WHAT THE TASK ASKS: Check every line below for the word "page" and copy each one that has it.

DATA EXCERPT:
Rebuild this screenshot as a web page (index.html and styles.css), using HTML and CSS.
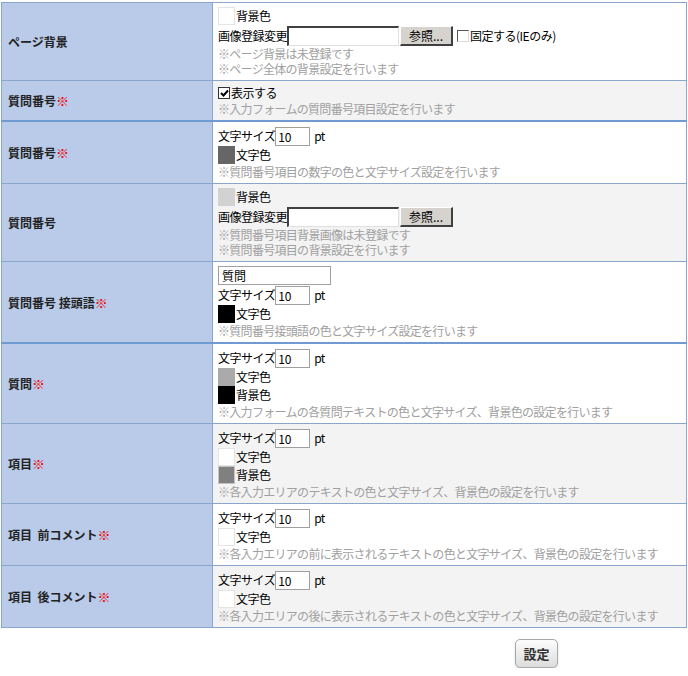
FILE: index.html
```html
<!DOCTYPE html>
<html lang="ja">
<head>
	<meta charset="UTF-8"/>
	<title>デザイン設定</title>
	<link rel="stylesheet" href="styles.css">
</head>
<body>
	<!-- Design settings table -->
	<table class="settings">
		<colgroup>
			<col class="col-label">
			<col>
		</colgroup>
		<tr>
			<th>ページ背景</th>
			<td>
				<div class="line"><span class="swatch sw-white"></span>背景色</div>
				<div class="line line-file">画像登録変更<input class="file-text" type="text"><button class="browse">参照...</button><span class="check"></span>固定する(IEのみ)</div>
				<p class="note">※ページ背景は未登録です</p>
				<p class="note">※ページ全体の背景設定を行います</p>
			</td>
		</tr>
		<tr class="alt">
			<th>質問番号<span class="req">※</span></th>
			<td>
				<div class="line line-check"><span class="check checked"><svg width="9" height="9" viewBox="0 0 9 9"><path d="M1 4 L3.5 6.5 L8 1.5" fill="none" stroke="#000" stroke-width="2"/></svg></span>表示する</div>
				<p class="note">※入力フォームの質問番号項目設定を行います</p>
			</td>
		</tr>
		<tr class="section">
			<th>質問番号<span class="req">※</span></th>
			<td>
				<div class="line line-size">文字サイズ<input class="size" type="text" value="10"><span class="unit">pt</span></div>
				<div class="line"><span class="swatch sw-dark"></span>文字色</div>
				<p class="note">※質問番号項目の数字の色と文字サイズ設定を行います</p>
			</td>
		</tr>
		<tr class="alt">
			<th>質問番号</th>
			<td>
				<div class="line"><span class="swatch sw-light"></span>背景色</div>
				<div class="line line-file">画像登録変更<input class="file-text" type="text"><button class="browse">参照...</button></div>
				<p class="note">※質問番号項目背景画像は未登録です</p>
				<p class="note">※質問番号項目の背景設定を行います</p>
			</td>
		</tr>
		<tr>
			<th>質問番号 接頭語<span class="req">※</span></th>
			<td>
				<div class="line line-text"><input class="prefix" type="text" value="質問"></div>
				<div class="line line-size">文字サイズ<input class="size" type="text" value="10"><span class="unit">pt</span></div>
				<div class="line"><span class="swatch sw-black"></span>文字色</div>
				<p class="note">※質問番号接頭語の色と文字サイズ設定を行います</p>
			</td>
		</tr>
		<tr class="section">
			<th>質問<span class="req">※</span></th>
			<td>
				<div class="line line-size">文字サイズ<input class="size" type="text" value="10"><span class="unit">pt</span></div>
				<div class="line"><span class="swatch sw-grey"></span>文字色</div>
				<div class="line"><span class="swatch sw-black"></span>背景色</div>
				<p class="note">※入力フォームの各質問テキストの色と文字サイズ、背景色の設定を行います</p>
			</td>
		</tr>
		<tr class="alt">
			<th>項目<span class="req">※</span></th>
			<td>
				<div class="line line-size">文字サイズ<input class="size" type="text" value="10"><span class="unit">pt</span></div>
				<div class="line"><span class="swatch sw-white"></span>文字色</div>
				<div class="line"><span class="swatch sw-mid"></span>背景色</div>
				<p class="note">※各入力エリアのテキストの色と文字サイズ、背景色の設定を行います</p>
			</td>
		</tr>
		<tr>
			<th>項目&nbsp;&nbsp;前コメント<span class="req">※</span></th>
			<td>
				<div class="line line-size">文字サイズ<input class="size" type="text" value="10"><span class="unit">pt</span></div>
				<div class="line"><span class="swatch sw-white"></span>文字色</div>
				<p class="note">※各入力エリアの前に表示されるテキストの色と文字サイズ、背景色の設定を行います</p>
			</td>
		</tr>
		<tr class="alt">
			<th>項目&nbsp;&nbsp;後コメント<span class="req">※</span></th>
			<td>
				<div class="line line-size">文字サイズ<input class="size" type="text" value="10"><span class="unit">pt</span></div>
				<div class="line"><span class="swatch sw-white"></span>文字色</div>
				<p class="note">※各入力エリアの後に表示されるテキストの色と文字サイズ、背景色の設定を行います</p>
			</td>
		</tr>
	</table>
	<!-- Submit -->
	<div class="actions">
		<button class="submit">設定</button>
	</div>
</body>
</html>
```

FILE: styles.css
```css
	/* Base page */
	body {
		margin: 0;
		padding: 2px 0 0 1px;
		font-family: "Noto Sans CJK JP", "Noto Sans", sans-serif;
		font-size: 12px;
		color: #000;
		background: #fff;
	}
	/* Settings table */
	.settings {
		border-collapse: collapse;
		table-layout: fixed;
		width: 686px;
	}
	.settings .col-label {
		width: 211px;
	}
	.settings th,
	.settings td {
		border: 1px solid #8ba6cc;
	}
	.settings th {
		padding: 0 6px;
		background-color: #b9cbe9;
		text-align: left;
		font-weight: bold;
		color: #222;
		white-space: nowrap;
	}
	.settings td {
		padding: 4px 5px;
		background-color: #fff;
	}
	.settings tr.alt td {
		background-color: #f3f3f3;
	}
	/* Thicker blue rule above a new section */
	.settings tr.section th,
	.settings tr.section td {
		border-top: 2px solid #6f9ad2;
	}
	.req {
		color: #f00000;
		font-size: 13px;
	}
	/* One line of controls */
	.line {
		display: flex;
		align-items: center;
		height: 18px;
		line-height: 18px;
		letter-spacing: -0.5px;
		white-space: nowrap;
	}
	.line-size {
		height: 20px;
	}
	.line-file {
		height: 21px;
	}
	.line-text {
		height: 19px;
	}
	.line-check {
		height: 16px;
	}
	.note {
		margin: 0;
		height: 15px;
		line-height: 15px;
		letter-spacing: -0.7px;
		color: #a0a0a0;
		white-space: nowrap;
	}
	/* Colour swatches */
	.swatch {
		display: inline-block;
		width: 15px;
		height: 16px;
		border: 1px solid #e4e4e4;
		margin-right: 1px;
	}
	.sw-white { background-color: #fff; }
	.sw-dark { background-color: #666; border-color: #666; }
	.sw-light { background-color: #d2d2d2; border-color: #d2d2d2; }
	.sw-black { background-color: #000; border-color: #000; }
	.sw-grey { background-color: #aaa; border-color: #aaa; }
	.sw-mid { background-color: #808080; border-color: #c4c4c4; }
	/* Inputs */
	.file-text {
		box-sizing: border-box;
		width: 112px;
		height: 20px;
		margin: 0;
		padding: 0 2px;
		border-style: solid;
		border-width: 2px 1px 1px 2px;
		border-color: #404040 #e0e0e0 #e0e0e0 #404040;
		background: #fff;
	}
	.browse {
		box-sizing: border-box;
		width: 53px;
		height: 20px;
		margin: 0 4px 0 1px;
		padding: 0;
		font-family: inherit;
		font-size: 12px;
		background-color: #d6d3ce;
		border-style: solid;
		border-width: 1px 2px 2px 1px;
		border-color: #fff #404040 #404040 #fff;
	}
	.size {
		box-sizing: border-box;
		width: 35px;
		height: 19px;
		margin: 0 4px 0 0;
		padding: 0 2px;
		font-family: inherit;
		font-size: 12px;
		border: 1px solid #a0a0a0;
	}
	.prefix {
		box-sizing: border-box;
		width: 113px;
		height: 19px;
		margin: 0;
		padding: 0 3px;
		font-family: inherit;
		font-size: 12px;
		border: 1px solid #a0a0a0;
	}
	/* Check boxes */
	.check {
		box-sizing: border-box;
		display: inline-flex;
		align-items: center;
		justify-content: center;
		width: 12px;
		height: 12px;
		margin-right: 1px;
		border-style: solid;
		border-width: 1px;
		border-color: #555 #ddd #ddd #555;
		background: #fff;
	}
	.check.checked {
		border-color: #333;
	}
	/* Submit row */
	.actions {
		display: flex;
		padding: 11px 0 0 514px;
	}
	.submit {
		width: 43px;
		height: 29px;
		padding: 0;
		font-family: inherit;
		font-size: 13px;
		font-weight: bold;
		color: #333;
		background: linear-gradient(#fdfdfd, #dcdcdc);
		border: 1px solid #a8a8a8;
		border-radius: 5px;
		box-shadow: 0 1px 2px rgba(0, 0, 0, 0.15);
	}
```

SOLUTION TO THIS TASK:
Rebuild this screenshot as a web page (index.html and styles.css), using HTML and CSS.
	/* Base page */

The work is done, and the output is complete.